Comprenant très vite qu'elle serait jugée illégitime pour le grand débat censé rassembler tous les Français, la haute fonctionnaire a décidé de renoncer en 24 heures, après une volée de critiques sur les réseaux sociaux et de l'opposition.. Comme le député RN Sébastien Chenu qui s'est demandé sur LCI «quel est le taré chez En Marche qui a accepté un contrat qui lui donne un salaire de ce montant ?».
Son départ oblige l'exécutif à imaginer d'urgence une nouvelle organisation.
Le gouvernement proposera «à l’issue du séminaire gouvernemental une organisation et un mode de pilotage du grand débat national qui présenteront des garanties équivalentes en termes d’indépendance et de neutralité», a assuré Matignon.
Emmanuel Macron doit aussi publier mardi une lettre aux Français pour expliquer comment se passera ce débat encore flou.
Sur le fond, l'exécutif doit également résoudre la contradiction entre un débat en principe ouvert sur tous les sujets, mais qui ne remette pas en cause des réformes déjà décidées, une ligne rouge tracée d'avance par Emmanuel Macron.
Taxe d'habitation
Il lui faut éviter l'accusation d'organiser un débat joué d'avance, impératif s'il veut maintenir la petite remontée de popularité obtenue par l'annonce le 10 décembre de mesures sociales d'urgence pour les faibles revenue, d'un total de 10 milliards d'euros.
La confiance des Français en Emmanuel Macron (+5) et Edouard Philippe (+7) a un peu rebondi début janvier après l'effondrement du mois précédent, selon un sondage Ifop-Fiducial diffusé mardi. Avec 28% d'approbation, le chef de l'Etat reste bas mais ratrappe l'essentiel du chemin perdu depuis le début de la crise des «gilets jaunes».
Aussi le gouvernement et l'Elysée ont-ils dévoilé cette semaine un des sujets qu'ils accepteront de revoir si les Français le demandent : la suppression de la taxe d'habitation pour les 20% plus riches, déjà annoncée mais pas encore en vigueur.

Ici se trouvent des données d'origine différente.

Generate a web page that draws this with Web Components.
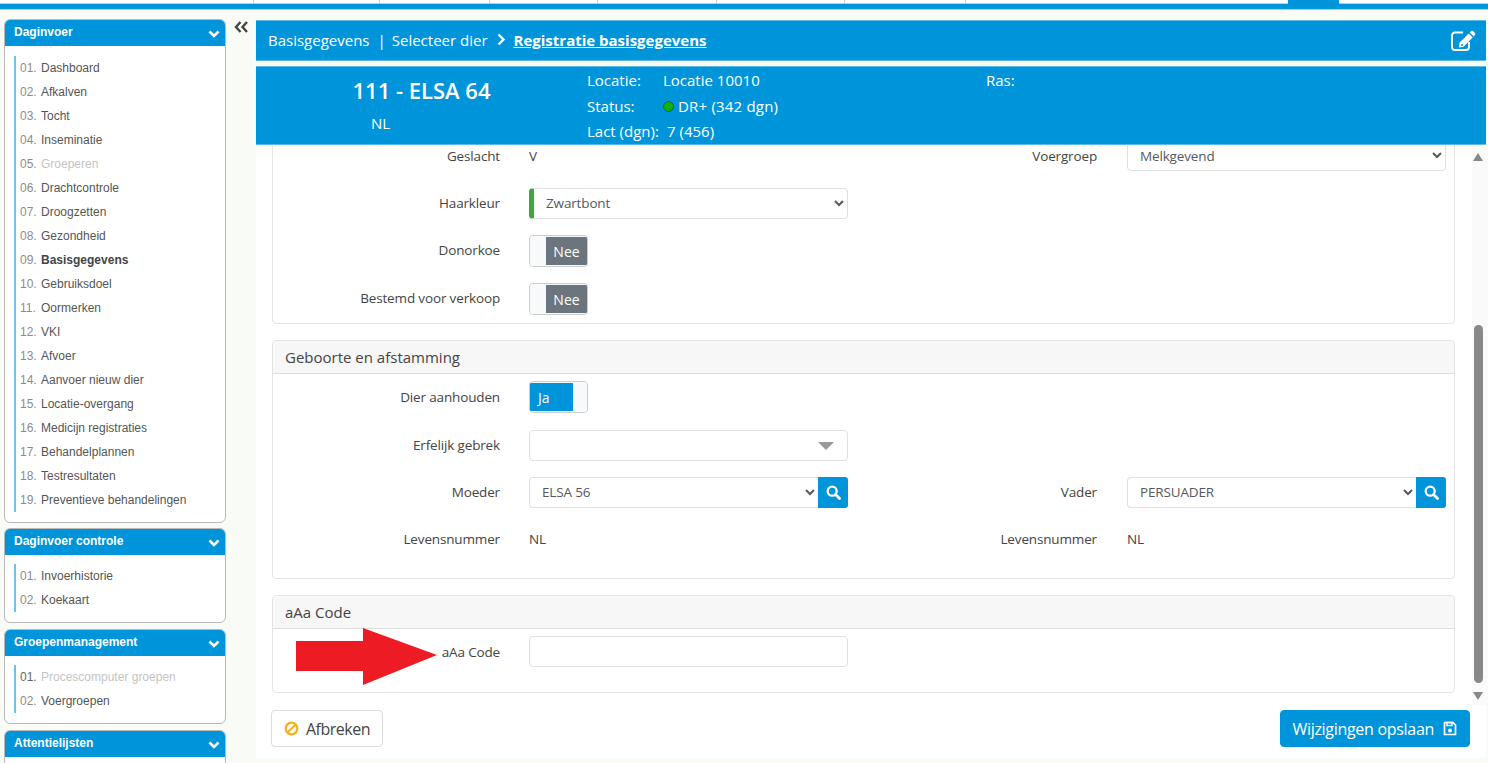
<!DOCTYPE html>
<html lang="nl"><head><meta charset="utf-8"><title>Basisgegevens</title>
<style>
html,body{margin:0;height:763px;overflow:hidden;background:#f9fbf7}
body{font-family:"Open Sans","Noto Sans",sans-serif;font-size:14px;color:#444}
</style></head><body>
<app-shell>
  <top-strip slot="top"></top-strip>
  <side-bar slot="side">
    <side-panel title="Daginvoer">
      <side-item num="01.">Dashboard</side-item><side-item num="02.">Afkalven</side-item><side-item num="03.">Tocht</side-item><side-item num="04.">Inseminatie</side-item><side-item num="05." state="off">Groeperen</side-item><side-item num="06.">Drachtcontrole</side-item><side-item num="07.">Droogzetten</side-item><side-item num="08.">Gezondheid</side-item><side-item num="09." state="on">Basisgegevens</side-item><side-item num="10.">Gebruiksdoel</side-item><side-item num="11.">Oormerken</side-item><side-item num="12.">VKI</side-item><side-item num="13.">Afvoer</side-item><side-item num="14.">Aanvoer nieuw dier</side-item><side-item num="15.">Locatie-overgang</side-item><side-item num="16.">Medicijn registraties</side-item><side-item num="17.">Behandelplannen</side-item><side-item num="18.">Testresultaten</side-item><side-item num="19.">Preventieve behandelingen</side-item>
    </side-panel>
    <side-panel title="Daginvoer controle" tight><side-item num="01.">Invoerhistorie</side-item><side-item num="02.">Koekaart</side-item></side-panel>
    <side-panel title="Groepenmanagement" tight style="margin-top:1px"><side-item num="01." state="off" dark>Procescomputer groepen</side-item><side-item num="02.">Voergroepen</side-item></side-panel>
    <side-panel title="Attentielijsten" empty style="margin-top:1px"></side-panel>
  </side-bar>
  <collapse-btn slot="gutter"></collapse-btn>
  <main-pane slot="main">
    <crumb-bar slot="crumb"></crumb-bar>
    <animal-info slot="info"></animal-info>
    <form-card plain>
      <form-row label="Geslacht" label2="Voergroep" low><plain-value slot="c1">V</plain-value><form-select slot="c2" value="Melkgevend"></form-select></form-row>
      <form-row label="Haarkleur"><form-select slot="c1" value="Zwartbont" mark></form-select></form-row>
      <form-row label="Donorkoe" high><on-off slot="c1"></on-off></form-row>
      <form-row label="Bestemd voor verkoop" high><on-off slot="c1"></on-off></form-row>
    </form-card>
    <form-card title="Geboorte en afstamming" pad="22.5">
      <form-row label="Dier aanhouden"><on-off slot="c1" on></on-off></form-row>
      <form-row label="Erfelijk gebrek"><chosen-box slot="c1"></chosen-box></form-row>
      <form-row label="Moeder" label2="Vader"><form-select slot="c1" value="ELSA 56" search></form-select><form-select slot="c2" value="PERSUADER" search></form-select></form-row>
      <form-row label="Levensnummer" label2="Levensnummer" high><plain-value slot="c1">NL</plain-value><plain-value slot="c2">NL</plain-value></form-row>
    </form-card>
    <form-card title="aAa Code" pad="24">
      <form-row label="aAa Code"><text-box slot="c1"></text-box></form-row>
    </form-card>
    <red-arrow slot="over"></red-arrow>
    <act-btn slot="cancel">Afbreken</act-btn>
    <act-btn slot="save" primary>Wijzigingen opslaan</act-btn>
  </main-pane>
</app-shell>
<script>
const def=(name,html,extra={})=>{
  const t=document.createElement('template');t.innerHTML=html;
  customElements.define(name,class extends HTMLElement{
    constructor(){super();this.attachShadow({mode:'open'}).appendChild(t.content.cloneNode(true));}
    connectedCallback(){if(extra.init)extra.init.call(this,this.shadowRoot);}
  });
};
const BLUE='#0095da';
def('app-shell',`<style>
:host{display:block;height:763px;overflow:hidden}
.row{display:flex;align-items:flex-start}
.s{width:222px;margin:9px 0 0 4px;flex:none}
.g{width:30px;flex:none}
.m{width:1230px;flex:none;margin-top:10px}
</style><slot name="top"></slot><div class="row"><div class="s"><slot name="side"></slot></div><div class="g"><slot name="gutter"></slot></div><div class="m"><slot name="main"></slot></div></div>`);
def('top-strip',`<style>
:host{display:block;height:10px;background:${BLUE};box-sizing:border-box}
.t{display:flex;height:3px;background:#fff;border-bottom:1px solid #9fd3ee;box-sizing:content-box}
.t i{display:block;height:3px;border-right:1px solid #ccc;box-sizing:border-box}
.t b{display:block;height:4px;width:51px;background:${BLUE}}
.e{height:1px;background:#9fd8f2;margin-top:5px}
</style><div class="t"><i style="width:254px"></i><i style="width:126px"></i><i style="width:110px"></i><i style="width:108px"></i><i style="width:119px"></i><i style="width:128px"></i><i style="width:121px"></i><i style="width:322px;border:0"></i><b></b></div><div class="e"></div>`);
def('side-bar',`<style>:host{display:flex;flex-direction:column;gap:5px}</style><slot></slot>`);
def('side-panel',`<style>
:host{display:block;border:1px solid #b9b9b9;border-radius:6px;background:#fff;overflow:hidden;font-family:"Liberation Sans",Arial,sans-serif}
.h{height:26px;background:${BLUE};color:#fff;font-weight:700;font-size:12px;display:flex;align-items:center;justify-content:space-between;padding:0 5px 2px 9px;box-sizing:border-box}
svg{display:block;margin-top:3px}
.b{margin:10px 0 10px 9px;border-left:2px solid #66c4f2;padding-left:4px}
:host([tight]) .b{margin-top:9px}
:host([empty]) .b{border:0;height:40px;margin-bottom:0}
</style><div class="h"><span id="t"></span><svg width="12" height="8" viewBox="0 0 12 8"><path d="M1.500 1.500 6 6l4.500-4.500" fill="none" stroke="#fff" stroke-width="2.600"/></svg></div><div class="b"><slot></slot></div>`,{init(r){r.getElementById('t').textContent=this.getAttribute('title');this.removeAttribute('title')}});
def('side-item',`<style>
:host{display:flex;height:24px;align-items:center;font-size:12px;color:#555}
.n{width:21px;flex:none;color:#8c8c8c}
:host([dark]) .n{color:#666}
:host([state=off]) .x{color:#c4c4c4}
:host([state=on]) .x{font-weight:700;color:#444}
</style><span class="n" id="n"></span><span class="x"><slot></slot></span>`,{init(r){r.getElementById('n').textContent=this.getAttribute('num')}});
def('collapse-btn',`<style>:host{display:block;padding:11px 0 0 8px}svg{display:block}</style><svg width="15" height="12" viewBox="0 0 15 12"><path d="M6.500 1 2 6l4.500 5M13 1 8.500 6l4.500 5" fill="none" stroke="#444" stroke-width="2.400"/></svg>`);
def('main-pane',`<style>
:host{display:block;width:1230px}
.w{position:relative;display:flex;height:560px;background:#fff}
.sc{flex:1;overflow:hidden;display:flex;flex-direction:column;justify-content:flex-end;gap:16px;padding:0 17px 12px 16px}
.bar{width:14px;flex:none;background:#fafafa;display:flex;flex-direction:column;align-items:center;padding:8px 0 5px;box-sizing:border-box}
.up,.dn{width:0;height:0;border:5.500px solid transparent;border-top:0;border-bottom:8px solid #888;margin-left:-2px}
.dn{border-bottom:0;border-top:8px solid #888}
.th{width:9px;height:358px;border-radius:5px;background:#888;margin:auto 0 9px -2px}
.f{height:53px;background:#fff;display:flex;justify-content:space-between;padding:5px 16px 0 15px;box-sizing:border-box}
</style><slot name="crumb"></slot><slot name="info"></slot><div class="w"><div class="sc"><slot></slot></div><div class="bar"><div class="up"></div><div class="th"></div><div class="dn"></div></div><slot name="over"></slot></div><div class="f"><slot name="cancel"></slot><slot name="save"></slot></div>`);
def('crumb-bar',`<style>
:host{display:flex;height:41px;background:${BLUE};color:#fff;font-size:15px;align-items:center;padding:0 10px 2px 12px;margin-bottom:5px;box-sizing:border-box;border:solid #5cbce8;border-width:1px 0}
.sep{margin:0 0 0 8px}.a{margin-left:6px}
svg.c{margin:0 8px 0 9px;display:block}
b{font-weight:700;text-decoration:underline;font-size:15px}
.ed{margin:2px 0 0 auto;display:block}
</style><span>Basisgegevens</span><span class="sep">|</span><span class="a">Selecteer dier</span><svg class="c" width="9" height="13" viewBox="0 0 9 13"><path d="M1.500 1.500 6.500 6.500l-5 5" fill="none" stroke="#fff" stroke-width="2.400"/></svg><b>Registratie basisgegevens</b>
<svg class="ed" width="26" height="21" viewBox="0 0 26 21"><path d="M13 2.500H5a3 3 0 0 0-3 3V17a3 3 0 0 0 3 3h11a3 3 0 0 0 3-3v-5" fill="none" stroke="#fff" stroke-width="1.900"/><path fill="#fff" fill-rule="evenodd" d="M9.500 12.800 18.700 3.600l4 4-9.200 9.200-4.500.700zM12 14a1 1 0 1 0 .01 0z"/><path fill="#fff" d="M19.800 2.500 21.200 1.100a1.300 1.300 0 0 1 1.800 0l2 2a1.300 1.300 0 0 1 0 1.800L23.700 6.400z"/></svg>`);
def('animal-info',`<style>
:host{display:grid;grid-template-columns:331px 399px 1fr;height:79px;background:${BLUE};color:#fff;font-size:15px;box-sizing:border-box;border:solid #5cbce8;border-width:1px 0}
.id{display:flex;flex-direction:column}
.nm{font-size:22px;font-weight:600;text-align:center;line-height:30px;margin-top:8px}
.nl{line-height:20px;margin:8px 0 0 115px}
.g{display:grid;grid-template-columns:76px 1fr;grid-auto-rows:25.500px;padding-top:1px;line-height:25.500px}
.d{display:inline-block;width:9px;height:9px;border-radius:50%;background:#10b010;border:1px solid #063;margin-right:4px}
.st{letter-spacing:.2px}
.ras{padding-top:1px;line-height:25.500px}
.v7{padding-left:4px}
</style><div class="id"><div class="nm">111 - ELSA 64</div><div class="nl">NL</div></div><div class="g"><span>Locatie:</span><span>Locatie 10010</span><span>Status:</span><span class="st"><span class="d"></span>DR+ (342 dgn)</span><span>Lact (dgn):</span><span class="v7">7 (456)</span></div><div class="ras">Ras:</div>`);
def('form-card',`<style>
:host{display:block;flex:none;border:1px solid #e4e4e4;border-radius:4px;background:#fff}
.h{height:33px;background:#f7f7f7;border-bottom:1px solid #dfdfdf;box-sizing:border-box;padding:0 12px;line-height:33px;font-size:15px;color:#444;border-radius:4px 4px 0 0}
:host([plain]) .h{display:none}
.b{display:flex;flex-direction:column;gap:15.500px;padding:7px 0 8px}
:host([plain]) .b{gap:16px}
</style><div class="h" id="t"></div><div class="b" id="b"><slot></slot></div>`,{init(r){r.getElementById('t').textContent=this.getAttribute('title')||'';this.removeAttribute('title');const p=this.getAttribute('pad');if(p)r.getElementById('b').style.paddingBottom=p+'px'}});
def('form-row',`<style>
:host{display:grid;grid-template-columns:227px 29px 319px 249px 30px 319px;height:32px;align-items:start;font-size:13.500px;letter-spacing:-.15px}
.l{text-align:right;color:#444;line-height:32px}
:host([low]) .l:not(:empty){padding-top:1px}
:host([low]) ::slotted(plain-value){padding-top:1px}
:host([high]) .l{line-height:30px}
:host([high]) ::slotted(plain-value){line-height:30px}
.c1{grid-column:3}.l2{grid-column:4}.c2{grid-column:6}
</style><div class="l" id="a"></div><div class="c1"><slot name="c1"></slot></div><div class="l l2" id="b"></div><div class="c2"><slot name="c2"></slot></div>`,{init(r){r.getElementById('a').textContent=this.getAttribute('label')||'';r.getElementById('b').textContent=this.getAttribute('label2')||''}});
def('plain-value',`<style>:host{display:block;color:#444;line-height:32px}</style><slot></slot>`);
def('form-select',`<style>
:host{display:flex;height:31px;margin-top:1px}
select{flex:1;min-width:0;height:31px;font:inherit;letter-spacing:inherit;color:#55595f;background:#fff;border:1px solid #dde1e6;border-radius:4px;padding:0 4px 0 8px;outline:0}
:host([mark]) select{border-left:5px solid #3aa83a;padding-left:8px;padding-bottom:2px}
:host([search]) select{border-radius:4px 0 0 4px;border-right:0;padding-bottom:2px}
button{display:none;width:30px;flex:none;border:0;background:${BLUE};padding:0;border-radius:0 3px 3px 0;align-items:center;justify-content:center}
:host([search]) button{display:flex}
</style><select><option id="o"></option></select><button aria-label="Zoeken"><svg width="15" height="15" viewBox="0 0 15 15"><circle cx="6.200" cy="6.200" r="4.500" fill="none" stroke="#fff" stroke-width="2.300"/><path d="M9.600 9.600 13.500 13.500" stroke="#fff" stroke-width="2.800" stroke-linecap="round"/></svg></button>`,{init(r){r.getElementById('o').textContent=this.getAttribute('value')}});
def('on-off',`<style>
:host{display:flex;width:59px;height:32px;box-sizing:border-box;border:1px solid #ccc;border-radius:4px;overflow:hidden;background:#f8f9fa;font-size:14px;letter-spacing:0;color:#fff}
.h{width:16px;flex:none;background:#f8f9fa}
:host([on]) .h{width:14px}
.l{flex:1;background:#6c757d;display:flex;align-items:center;justify-content:center;padding-top:1px;margin:1px 0}
:host([on]) .l{background:${BLUE};justify-content:flex-start;padding-left:8px}
:host([on]){flex-direction:row-reverse}
</style><div class="h"></div><div class="l" id="l"></div>`,{init(r){r.getElementById('l').textContent=this.hasAttribute('on')?'Ja':'Nee'}});
def('chosen-box',`<style>
:host{display:flex;height:31px;margin-top:1px;box-sizing:border-box;border:1px solid #dde1e6;border-radius:4px;background:#fff;align-items:center;justify-content:flex-end;padding:2px 13px 0 0}
i{width:0;height:0;border:8px solid transparent;border-bottom:0;border-top:8px solid #999}
</style><i></i>`);
def('text-box',`<style>:host{display:block}input{display:block;width:100%;height:31px;box-sizing:border-box;border:1px solid #dde1e6;border-radius:4px;background:#fff;outline:0;font:inherit}</style><input type="text" aria-label="aAa Code">`);
def('red-arrow',`<style>:host{position:absolute;left:40px;bottom:19px;width:142px;height:58px}svg{display:block}</style><svg width="142" height="58" viewBox="0 0 142 58"><path d="M0 13H67V0L141 27 67 57V43H0Z" fill="#ed1c24"/></svg>`);
def('act-btn',`<style>
:host{display:flex;height:37px;box-sizing:border-box;align-items:center;border:1px solid #ddd;border-radius:4px;background:#fff;color:#444;font-size:16px;letter-spacing:-.5px;padding:0 12px;gap:7px}
:host([primary]){background:${BLUE};border-color:${BLUE};color:#fff;flex-direction:row-reverse;gap:9px;letter-spacing:-.3px;padding:0 12px 0 11px}
svg{display:none}
:host(:not([primary])) .ban{display:block}
:host([primary]) .sv{display:block}
</style><svg class="ban" width="15" height="15" viewBox="0 0 15 15"><circle cx="7.500" cy="7.500" r="5.800" fill="none" stroke="#f5b021" stroke-width="2.200"/><path d="M3.500 11.500 11.500 3.500" stroke="#f5b021" stroke-width="2.200"/></svg><svg class="sv" width="14" height="15" viewBox="0 0 14 15"><path d="M1.500 1.500h8.500l2.500 2.500v9.500h-11z" fill="none" stroke="#fff" stroke-width="1.700" stroke-linejoin="round"/><path d="M4 1.500h5v3H4z" fill="none" stroke="#fff" stroke-width="1.400"/><circle cx="7" cy="9.500" r="2" fill="#fff"/></svg><span><slot></slot></span>`);
</script>
</body></html>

Revenir sur ce choix permettrait à l'exécutif de donner des gages aux «gilets jaunes» et fournirait d'opportunes recettes fiscales, qui financeraient en partie les mesures d'urgence.
L'éventualité de ce revirement, qui a donné lieu à un flou gouvernemental, a finalement été confirmé par l'Elysée mardi. Au risque de mécontenter la base électorale de LREM et une partie de la droite.
Cette mesure répondrait à la demande de justice fiscale, l'une des autres principales demandes consignées dans les cahiers de doléances mis en place dans 5.000 mairies de petites communes.
Les doléances fusent parfois aussi dans toutes les directions mais une seule revient en boucle : la hausse du pouvoir d'achat.
D'autres prônent de diminuer les taxes, remplacer le Sénat, taxer les revenus du capital, lutter contre les lobbies, rétablir des services de proximité, augmenter le nombre de fonctionnaires dans les hôpitaux et les Ehpad, fermer l'Ena... Avec la fracture numérique en ligne de mire : «Supprimer toutes les démarches administratives par internet».
«Il faut quand même qu'il se passe des choses suite à cette consultation... Donc il faudra que le président de la République donne des engagements très précis dans sa lettre pour que les citoyens aient véritablement envie de participer», souligne le président de l'AMRF, Vanick Berbérian.
D'autant que sur le terrain, le grand débat suscite beaucoup de méfiance. «Mes concitoyens sont pessimistes, ils disent 'ça ne sert à rien', 'c'est de l'enfumage'. Ils sont très méfiants vis-à-vis des politiques», souligne Jean-Paul Ryckelynck, maire de Haveluy, une commune du Nord de 3.100 habitants.